Paths were laid out for allotments during the First World War. The block bordered in red
was first owned by Trust Houses and then W H Lavers.
COURTESY NATIONAL LIBRARY OF SCOTLAND



The 1937 map shows the various seasoning and storage areas, with the 'in' and 'out' drives.  To the
left is the original building of the school, and the narrow plot to the right of Laver's will be used by employees of Marconi Instruments in the 1960s.
COURTESY NATIONAL LIBRARY OF SCOTLAND

The red box of the Laver's site superimposed on current layout of the car park between the school and Morrison's.  This is the additional land purchased by Safeway.
COURTESY GOOGLE EARTH

Quite another proposal had been suggested at the time the printing works was in build.  The hotel group Trust Houses acquired a block of land which it intended to utilise for a hotel with full boarding facilities.

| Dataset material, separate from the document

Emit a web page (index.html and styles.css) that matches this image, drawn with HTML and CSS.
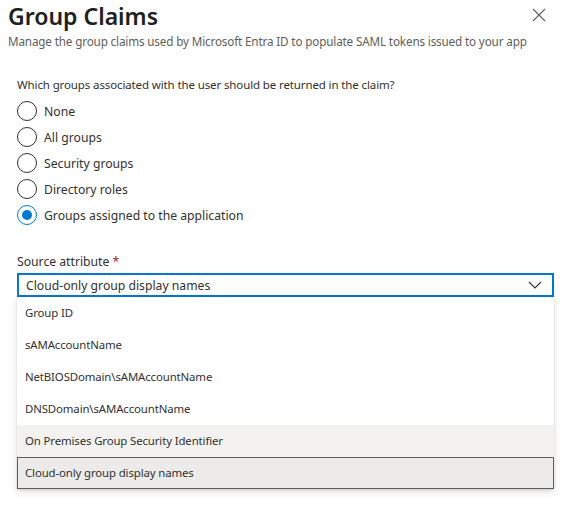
FILE: index.html
```html
<!DOCTYPE html>
<html lang="en">
<head>
    <meta charset="UTF-8">
    <title>Group Claims</title>
    <link rel="stylesheet" href="styles.css">
</head>
<body>
    <div class="panel">
        <header class="panel-header">
            <div>
                <h1>Group Claims</h1>
                <p class="subtitle">Manage the group claims used by Microsoft Entra ID to populate SAML tokens issued to your app</p>
            </div>
            <button class="close-btn" aria-label="Close">
                <svg width="14" height="14" viewBox="0 0 14 14"><path d="M1 1L13 13M13 1L1 13" stroke="#605e5c" stroke-width="1.1" fill="none"/></svg>
            </button>
        </header>

        <div class="content">
            <p class="question">Which groups associated with the user should be returned in the claim?</p>
            <div class="radio-group">
                <label class="radio"><span class="circle"></span>None</label>
                <label class="radio"><span class="circle"></span>All groups</label>
                <label class="radio"><span class="circle"></span>Security groups</label>
                <label class="radio"><span class="circle"></span>Directory roles</label>
                <label class="radio checked"><span class="circle"></span>Groups assigned to the application</label>
            </div>

            <div class="field">
                <p class="field-label">Source attribute <span class="required">*</span></p>
                <div class="dropdown">
                    <span>Cloud-only group display names</span>
                    <svg width="14" height="8" viewBox="0 0 14 8"><path d="M1 1L7 7L13 1" stroke="#323130" stroke-width="1.1" fill="none"/></svg>
                </div>
                <ul class="options">
                    <li>Group ID</li>
                    <li>sAMAccountName</li>
                    <li>NetBIOSDomain\sAMAccountName</li>
                    <li>DNSDomain\sAMAccountName</li>
                    <li class="hover">On Premises Group Security Identifier</li>
                    <li class="selected">Cloud-only group display names</li>
                </ul>
            </div>
        </div>
    </div>
</body>
</html>
```

FILE: styles.css
```css
body {
    margin: 0;
    background-color: #fff;
    font-family: 'Noto Sans', 'Open Sans', sans-serif;
    color: #323130;
    font-size: 12.2px;
}

.panel {
    width: 563px;
    height: 507px;
    overflow: hidden;
}

.panel-header {
    display: flex;
    justify-content: space-between;
    padding: 0 16px 0 8px;
}

h1 {
    margin: 0;
    font-size: 23px;
    font-weight: 600;
    line-height: 32px;
    color: #201f1e;
}

.subtitle {
    margin: 0;
    font-size: 11.7px;
    letter-spacing: -0.15px;
    line-height: 18px;
    color: #605e5c;
    white-space: nowrap;
}

.close-btn {
    background: none;
    border: none;
    padding: 0;
    margin-top: 8px;
    width: 16px;
    height: 16px;
    display: flex;
    align-items: flex-start;
    justify-content: center;
    cursor: pointer;
}

.content {
    padding: 0 9px 0 17px;
}

.question {
    margin: 26px 0 4px;
    font-size: 11.5px;
    letter-spacing: -0.12px;
    line-height: 18px;
}

.radio-group {
    display: flex;
    flex-direction: column;
}

.radio {
    display: flex;
    align-items: center;
    height: 26px;
}

.circle {
    width: 20px;
    height: 20px;
    border: 1px solid #323130;
    border-radius: 50%;
    margin-right: 7px;
    box-sizing: border-box;
    display: inline-flex;
    align-items: center;
    justify-content: center;
}

.radio.checked .circle {
    border-color: #0078d4;
}

.radio.checked .circle::after {
    content: '';
    width: 10px;
    height: 10px;
    border-radius: 50%;
    background-color: #0078d4;
}

.field {
    margin-top: 25px;
}

.field-label {
    margin: 0 0 2px;
    line-height: 18px;
}

.required {
    color: #a4262c;
}

.dropdown {
    height: 24px;
    border: 2px solid #0078d4;
    box-sizing: border-box;
    display: flex;
    align-items: center;
    justify-content: space-between;
    padding: 0 10px 0 7px;
}

.options {
    list-style: none;
    margin: 0;
    padding: 0;
    background-color: #fff;
    box-shadow: 0 3px 7px rgba(0, 0, 0, 0.13), 0 1px 2px rgba(0, 0, 0, 0.1);
}

.options li {
    height: 32px;
    line-height: 32px;
    padding: 0 8px;
    font-size: 11.4px;
    letter-spacing: -0.12px;
    box-sizing: border-box;
}

.options li.hover {
    background-color: #f3f2f1;
}

.options li.selected {
    background-color: #edebe9;
    border: 1px solid #605e5c;
    line-height: 30px;
    padding: 0 7px;
}
```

You will recall Benskin's purchased a similar block directly opposite and spent the best part of twenty years struggling to win over residents and the Justices for permission to open a public house in Fleetville.  Benskin's succeeded in the end, though it would be further along the road at Sutton Road.  Trust Houses were happy not to duplicate the battle, and eventually pulled out shortly before the Rats' Castle opened, selling its vacant plot to Laver's in 1926.

However, before Laver's arrived an extensive allotment garden, on both the remains of Long Six Acre, and on the next field to the west, Poor Six Acre. This is labelled on the first map above. There was an urgent need for land to augment farms, smallholdings and gardens during the First World War, and the Grammar School appeared to co-operate in releasing its land for this purpose, although the editor has not been successful in establishing how many plots were let, the yields which were possible, nor the quality of the soil.  The subsoil at the nearby cemetery is heavy clay, so tenants might have struggled.  The recreation ground narrowly escaped allotment fate, probably because of the quantity of available land on the south side of the main road.

Founder of the company William H Laver.

When the Laver's family opened for business, it was under founding member, William H, in the 1850s, working out of Corner Hall Wharf in Hemel Hempstead.  Most of the timber came from the Surrey Commercial Docks and brought to the site by canal.  Later the raw materials also came by rail, and in addition to the Wharf the firm opened sites in Merton Road and St Albans Road, Watford – the latter being a one-man yard.  By the 1930s the third generation replicated this arrangement with Hatfield Road as the main yard and a one-man yard next to the former fire station at the top of Victoria Street.

The timber yard site in the 1960s.
COURTESY ST ALBANS MUSEUMS

Although national and regional house builders supplied timber from their own sources, smaller companies and householders helped to make Laver's highly successful, even during lean economic periods and the rise of DIY sheds.  Only the limitation of price got in the way of the variety of timber, length availability, natural seasoning,  personal service and delivery options which Laver's were able to offer.

Newspaper advertising for the company in the 1930s

As with many family businesses a moment arrives when succession is no longer viable, but Laver's drove business for four generations from its brown and cream carts and trucks.  The Hatfield Road yard was sold to Safeway in 1992, and a number of employees were  transferred to Travis Perkins and therefore remained in the timber business. 

One further rider to the story of 238 Hatfield Road is a reference to the site in the Valuation Office record.  While it recognises the owner as Trust Houses, as stated above, also mentioned is the occupier of the land: Hertfordshire County Police.  The police had opened an operational station in Tess Road (Woodstock Road South) in c1906, and the Valuation Office Survey was not established until 1910, in which its interest in the Trust House land was noted.  The ground may have been for parking of vehicles or for training officers, but there is no evidence of there having been a building on the site.  All we can do is to note the occupation from 1910 with interest!

Finally, what do we know about Trust Houses and why might the company have acquired a new site in Fleetville?  Trust Houses was, in 1903, a new entity.  A number of influential families had become concerned about the diminishing standards of some of the country's well known but old established public houses and hotels, especially since the closure of turnpike roads, along which they had flourished.  TH began acquiring an interest in and upgrading their reputation, structure and service offering, some of the earliest being in Hertfordshire.  Part of the business model was to purchase new sites in order to expand the number of new premises; hence the Fleetville land.  In this case it was a question of licensing and in the end TH went elsewhere.

An early advertisement by Trust Houses Limited.